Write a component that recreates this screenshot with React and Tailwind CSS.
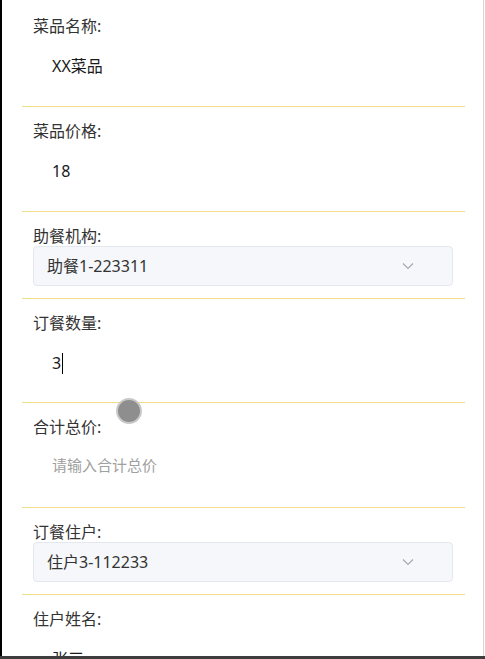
import { useState } from "react";

const FONT = { fontFamily: '"Noto Sans", "Noto Sans CJK SC", sans-serif' };

function ChevronDown() {
  return (
    <svg width="12" height="8" viewBox="0 0 12 8" fill="none">
      <path d="M1 1.5L6 6.5L11 1.5" stroke="#a8abb2" strokeWidth="1.2" />
    </svg>
  );
}

function Divider() {
  return <div className="h-px bg-[#f2dd8c]" />;
}

function InputField({ label, value, placeholder, caret }) {
  return (
    <>
      <div className={caret ? "pt-[14px] pb-[19px] px-[11px]" : "pt-[14px] pb-[20px] px-[11px]"}>
        <div className="h-[20px] leading-[20px] text-[16px] text-[#333]">{label}</div>
        <div className="mt-[10px] h-[40px] flex items-center pl-[19px] text-[16px]">
          {value ? (
            <span className="text-[#1a1a1a]">{value}</span>
          ) : (
            <span className="text-[#a0a0a0] text-[15px] -mt-[3px]">{placeholder}</span>
          )}
          {caret && <span className="ml-[1px] w-px h-[21px] bg-black" />}
        </div>
      </div>
      <Divider />
    </>
  );
}

function SelectField({ label, value }) {
  return (
    <>
      <div className="pt-[14px] pb-[12px] pl-[11px] pr-[12px]">
        <div className="h-[20px] leading-[20px] text-[16px] text-[#333]">{label}</div>
        <div className="h-[40px] flex items-center justify-between pl-[13px] pr-[38px] bg-[#f5f7fa] border border-[#e4e7ed] rounded-[4px]">
          <span className="text-[16px] text-[#333]">{value}</span>
          <ChevronDown />
        </div>
      </div>
      <Divider />
    </>
  );
}

export default function App() {
  const [fields] = useState([
    { type: "input", label: "菜品名称:", value: "XX菜品" },
    { type: "input", label: "菜品价格:", value: "18" },
    { type: "select", label: "助餐机构:", value: "助餐1-223311" },
    { type: "input", label: "订餐数量:", value: "3", caret: true },
    { type: "input", label: "合计总价:", value: "", placeholder: "请输入合计总价" },
    { type: "select", label: "订餐住户:", value: "住户3-112233" },
    { type: "input", label: "住户姓名:", value: "张三" },
  ]);

  return (
    <div className="w-[485px] h-[659px] flex flex-col bg-white overflow-hidden" style={FONT}>
      <div className="flex-1 min-h-0 flex border-l-2 border-black">
        <div className="relative flex-1 mr-px border-r border-[#d6d6d6] overflow-hidden">
          <div className="pt-[2px] pl-[20px] pr-[18px]">
            {fields.map((f, i) =>
              f.type === "select" ? (
                <SelectField key={i} label={f.label} value={f.value} />
              ) : (
                <InputField
                  key={i}
                  label={f.label}
                  value={f.value}
                  placeholder={f.placeholder}
                  caret={f.caret}
                />
              )
            )}
          </div>

          {/* touch indicator */}
          <div className="absolute left-[114px] top-[398px] w-[26px] h-[26px] rounded-full bg-[#8e8e8e] border-2 border-[#c9c9c9]" />
        </div>
      </div>
      <div className="h-[3px] bg-[#3d3d3d]" />
    </div>
  );
}
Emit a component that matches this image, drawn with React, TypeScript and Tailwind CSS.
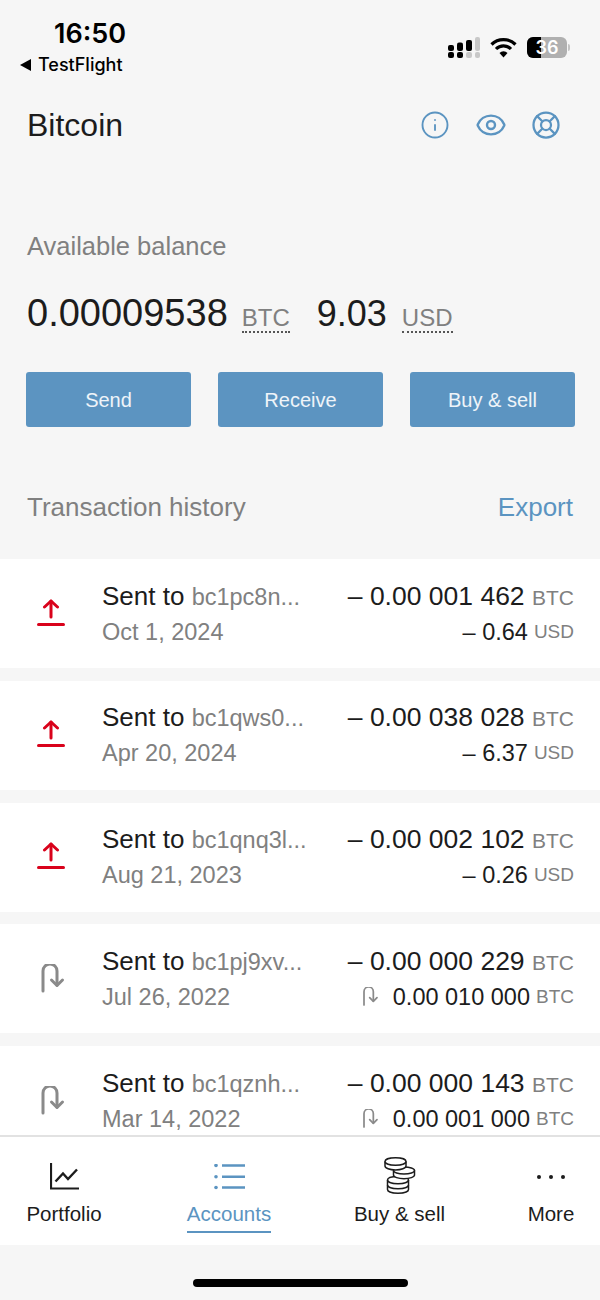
import { Eye, Info, LifeBuoy } from 'lucide-react'

const txs = [
  { kind: 'sent', addr: 'bc1pc8n...', date: 'Oct 1, 2024', amount: '– 0.00 001 462', sub: '– 0.64', subUnit: 'USD' },
  { kind: 'sent', addr: 'bc1qws0...', date: 'Apr 20, 2024', amount: '– 0.00 038 028', sub: '– 6.37', subUnit: 'USD' },
  { kind: 'sent', addr: 'bc1qnq3l...', date: 'Aug 21, 2023', amount: '– 0.00 002 102', sub: '– 0.26', subUnit: 'USD' },
  { kind: 'return', addr: 'bc1pj9xv...', date: 'Jul 26, 2022', amount: '– 0.00 000 229', sub: '0.00 010 000', subUnit: 'BTC' },
  { kind: 'return', addr: 'bc1qznh...', date: 'Mar 14, 2022', amount: '– 0.00 000 143', sub: '0.00 001 000', subUnit: 'BTC' },
]

function SentIcon() {
  return (
    <svg width="30" height="30" viewBox="0 0 30 30" fill="none" stroke="#d9021b" strokeWidth="3" strokeLinecap="round" strokeLinejoin="round">
      <path d="M1.500 25.500h25" />
      <path d="M14 18V2" />
      <path d="M7.500 8 14 2l6.500 6" />
    </svg>
  )
}

function ReturnIcon({ size = 30, width = 3 }: { size?: number; width?: number }) {
  return (
    <svg width={size} height={size} viewBox="0 0 30 30" fill="none" stroke="#8a8a8a" strokeWidth={width} strokeLinecap="round" strokeLinejoin="round">
      <path d="M6 27V7a7 7 0 0 1 14 0v14" />
      <path d="M14.500 16 20 21.500 25.500 16" />
    </svg>
  )
}

function StatusIcons() {
  return (
    <div className="flex items-center">
      <svg width="32" height="21" viewBox="0 0 32 21" className="mr-[10px]">
        <rect x="0" y="8" width="6" height="6" rx="2" fill="#000" />
        <rect x="9" y="5.500" width="6" height="8.500" rx="2" fill="#000" />
        <rect x="18" y="3" width="6" height="11" rx="2" fill="#000" />
        <rect x="27" y="0" width="5" height="14" rx="2" fill="#c8c8c8" />
        <rect x="0" y="15" width="6" height="6" rx="2" fill="#000" />
        <rect x="9" y="15" width="6" height="6" rx="2" fill="#000" />
        <rect x="18" y="15" width="6" height="6" rx="2" fill="#c8c8c8" />
        <rect x="27" y="15" width="5" height="6" rx="2" fill="#c8c8c8" />
      </svg>
      <svg width="27" height="21" viewBox="0 0 27 21" fill="none" stroke="#000" strokeWidth="3.200" className="mr-[10px]">
        <path d="M1.500 7.500a17 17 0 0 1 24 0" />
        <path d="M6 12a10.500 10.500 0 0 1 15 0" />
        <path d="M13.500 20.500 9.500 16a5.500 5.500 0 0 1 8 0z" fill="#000" stroke="none" />
      </svg>
      <div className="relative flex h-[21px] w-[40px] items-center justify-center overflow-hidden rounded-[6px] bg-[#b0b0b0] text-[18px] font-semibold text-white">
        <div className="absolute inset-y-0 left-0 w-[14px] bg-black" />
        <span className="relative">36</span>
      </div>
      <div className="ml-[1px] h-[7px] w-[2px] rounded-r bg-[#c4c4c4]" />
    </div>
  )
}

function CoinsIcon() {
  return (
    <svg width="32" height="37" viewBox="0 0 32 37" fill="none" stroke="#1c1c1c" strokeWidth="1.500">
      <path d="M3.500 23c0-2.200 4.700-3.500 10.500-3.500s10.500 1.300 10.500 3.500v9.500c0 2.200-4.700 3.700-10.500 3.700S3.500 34.700 3.500 32.500z" fill="#fff" />
      <path d="M3.500 23c0 2.200 4.700 3.700 10.500 3.700s10.500-1.500 10.500-3.700" />
      <path d="M3.500 28c0 2.200 4.700 3.700 10.500 3.700s10.500-1.500 10.500-3.700" />
      <path d="M9.500 13.500c0-2 4.700-3.500 10.500-3.500s10.500 1.500 10.500 3.500V18c0 2-4.700 3.700-10.500 3.700S9.500 20 9.500 18z" fill="#fff" />
      <path d="M9.500 13.500c0 2 4.700 3.500 10.500 3.500s10.500-1.500 10.500-3.500" />
      <path d="M1 4.500C1 2.300 5.700.8 11.500.8S22 2.300 22 4.500V9c0 2.200-4.700 4-10.500 4S1 11.200 1 9z" fill="#fff" />
      <path d="M1 4.500c0 2.200 4.700 3.700 10.500 3.700S22 6.700 22 4.500" />
    </svg>
  )
}

function Row({ tx }: { tx: (typeof txs)[number] }) {
  return (
    <div className="flex h-[109px] shrink-0 items-center bg-white pl-[37px] pr-[26px]">
      <div className="w-[65px] shrink-0">
        {tx.kind === 'sent' ? <SentIcon /> : <ReturnIcon />}
      </div>
      <div className="flex-1">
        <div className="h-[34px] text-[26px] leading-[34px] whitespace-nowrap text-[#1c1c1c]">
          Sent to <span className="text-[23.500px] text-[#808080]">{tx.addr}</span>
        </div>
        <div className="mt-[2px] text-[23.500px] leading-[34px] text-[#808080]">{tx.date}</div>
      </div>
      <div className="flex flex-col items-end">
        <div className="h-[34px] text-[26.500px] leading-[34px] whitespace-nowrap text-[#1c1c1c]">
          {tx.amount} <span className="text-[21px] text-[#808080]">BTC</span>
        </div>
        <div className="mt-[2px] flex items-center text-[23.500px] leading-[34px] whitespace-nowrap text-[#1c1c1c]">
          {tx.kind === 'return' && (
            <span className="mr-[13px]"><ReturnIcon size={20} width={2.600} /></span>
          )}
          {tx.sub}
          <span className="ml-[6px] text-[19px] text-[#808080]">{tx.subUnit}</span>
        </div>
      </div>
    </div>
  )
}

export default function App() {
  return (
    <div className="flex h-[1300px] w-[600px] flex-col overflow-hidden bg-[#f6f6f6] font-['Liberation_Sans',sans-serif]">
      <div className="flex h-[90px] shrink-0 justify-between pl-[20px] pr-[30px] font-['Inter',sans-serif]">
        <div>
          <div className="mt-[17px] pl-[34px] text-[27px] font-semibold leading-[34px] text-black">16:50</div>
          <div className="mt-[1px] flex items-center text-[18px] font-medium leading-[26px] text-black">
            <span className="mr-[7px] h-0 w-0 border-y-[6px] border-r-[11px] border-y-transparent border-r-black" />
            TestFlight
          </div>
        </div>
        <div className="mt-[37px] self-start"><StatusIcons /></div>
      </div>

      <div className="flex h-[70px] shrink-0 items-center justify-between pl-[27px] pr-[39px]">
        <div className="text-[32px] text-[#1c1c1c]">Bitcoin</div>
        <div className="flex items-center text-[#5b94c1]">
          <Info size={30} strokeWidth={1.500} />
          <Eye size={32} strokeWidth={1.800} className="ml-[25px]" />
          <LifeBuoy size={30} strokeWidth={1.800} className="ml-[24px]" />
        </div>
      </div>

      <div className="mt-[69px] px-[27px] text-[25.500px] leading-[34px] text-[#808080]">Available balance</div>

      <div className="mt-[28px] flex h-[44px] items-baseline pl-[27px]">
        <span className="text-[38px] leading-[44px] text-[#1c1c1c]">0.00009538</span>
        <span className="ml-[14px] border-b-2 border-dotted border-[#555] text-[24px] leading-[26px] text-[#808080]">BTC</span>
        <span className="ml-[27px] text-[36px] leading-[44px] text-[#1c1c1c]">9.03</span>
        <span className="ml-[15px] border-b-2 border-dotted border-[#555] text-[24px] leading-[26px] text-[#808080]">USD</span>
      </div>

      <div className="mt-[37px] grid grid-cols-3 gap-[27px] pl-[26px] pr-[25px]">
        {['Send', 'Receive', 'Buy & sell'].map(label => (
          <button key={label} className="h-[55px] rounded-[3px] bg-[#5c94c1] text-[20px] text-white/90">{label}</button>
        ))}
      </div>

      <div className="mt-[63px] flex items-center justify-between pl-[27px] pr-[27px] text-[26px] leading-[34px]">
        <span className="text-[#808080]">Transaction history</span>
        <span className="text-[#5b94c1]">Export</span>
      </div>

      <div className="mt-[35px] flex min-h-0 flex-1 flex-col gap-[12.750px] overflow-hidden">
        {txs.map(tx => <Row key={tx.addr} tx={tx} />)}
      </div>

      <div className="flex h-[110px] shrink-0 border-t-[2px] border-[#e2e2e2] bg-white text-[20.500px] text-[#1c1c1c]">
        <div className="flex w-[128px] flex-col items-center pt-[26px]">
          <svg width="29" height="27" viewBox="0 0 29 27" fill="none" stroke="#1c1c1c">
            <path d="M1 0v25.500h28" strokeWidth="2.200" />
            <path d="M5.500 18.500 13 10.500l5 5.500 9-9.500" strokeWidth="2.400" />
          </svg>
          <span className="mt-[10px] leading-[28px]">Portfolio</span>
        </div>
        <div className="flex w-[202px] flex-col items-center pt-[27px] text-[#5b94c1]">
          <svg width="31" height="26" viewBox="0 0 31 26" fill="none" stroke="#5b94c1" strokeWidth="2.600">
            <path d="M8 1.500h23M8 12.700h23M8 23.500h23" />
            <circle cx="2" cy="1.500" r="1.800" fill="#5b94c1" stroke="none" />
            <circle cx="2" cy="12.700" r="1.800" fill="#5b94c1" stroke="none" />
            <circle cx="2" cy="23.500" r="1.800" fill="#5b94c1" stroke="none" />
          </svg>
          <span className="mt-[10px] border-b-[2px] border-[#5b94c1] pb-[3px] leading-[28px]">Accounts</span>
        </div>
        <div className="flex w-[139px] flex-col items-center pt-[20px]">
          <CoinsIcon />
          <span className="mt-[6px] leading-[28px]">Buy & sell</span>
        </div>
        <div className="flex flex-1 flex-col items-center pl-[33px] pt-[26px]">
          <div className="flex h-[27px] items-center gap-[8px]">
            <span className="h-[4px] w-[4px] rounded-full bg-[#1c1c1c]" />
            <span className="h-[4px] w-[4px] rounded-full bg-[#1c1c1c]" />
            <span className="h-[4px] w-[4px] rounded-full bg-[#1c1c1c]" />
          </div>
          <span className="mt-[10px] leading-[28px]">More</span>
        </div>
      </div>

      <div className="flex h-[55px] shrink-0 items-end justify-center pb-[13px]">
        <div className="h-[8px] w-[215px] rounded-full bg-black" />
      </div>
    </div>
  )
}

####################

- _GIVEN EXERCISE_:
Tally up the lines holding the string "component" in this listing, and report the total alone.

- _WRITTEN RESPONSE_:
2